I’ll tell you why I picked the school because I think it relates to your question. I had gotten into two schools and took the opportunity to visit both of them, and what I saw when I visited Bryn Mawr were very dedicated, serious, committed students that really cared about the community issues that drove them to apply to the program. They had true dedication and were not there just to have fun, though of course it is important to have a balanced life. The true commitment to the work and the profession, and the level of professionalism that I found at the school among faculty and students, was very inspirational. If you are somebody who really wants to make a difference in your community and the world, and you’re a serious student and want to be with other folks who will lift you up and help you fine tune your thought processes, then Bryn Mawr is the place to go.  
 

Did your perspective change about social work based on the program? 

I think because I was already working in the field, the coursework I took helped to formalize some of the practices that I learned by just being in the community, and it gave me a name and a title for theories that I could connect to the history of the profession.  

 

Can you tell us about your current relationship with the GSSWSR community? 

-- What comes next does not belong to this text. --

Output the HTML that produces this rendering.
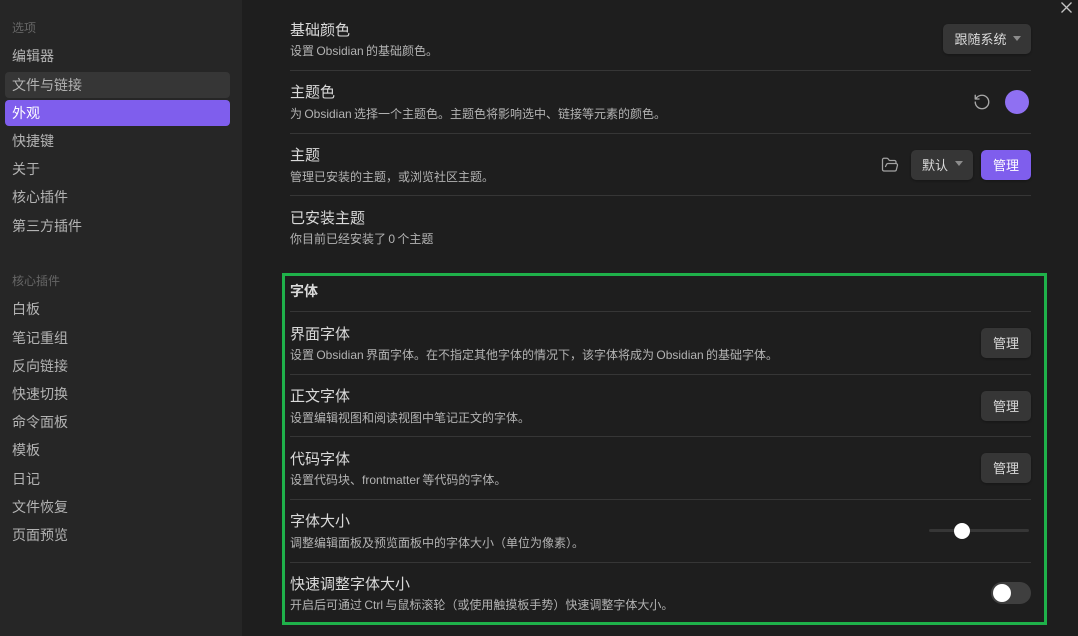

Recently, I was invited to come back to serve as a member of the board of advisors for the GSSWSR, which has been a great opportunity to give my perspective as an alumni and somebody who is working with marginalized communities on a daily basis and brings that particular lens of trauma. I love the fact that Dean Shapiro specializes in trauma, and I hope that in the future I get to do more intentional work around that. I’m very interested in exploring how trauma impacts government, particularly frontline workers in government, and how not being able to deal with trauma makes us less effective and more bureaucratic. I have all kinds of theories on this, and again am grateful that Dean Shapiro is leading the school and has this deep expertise in trauma, which is something I’d like to collaborate on in the future.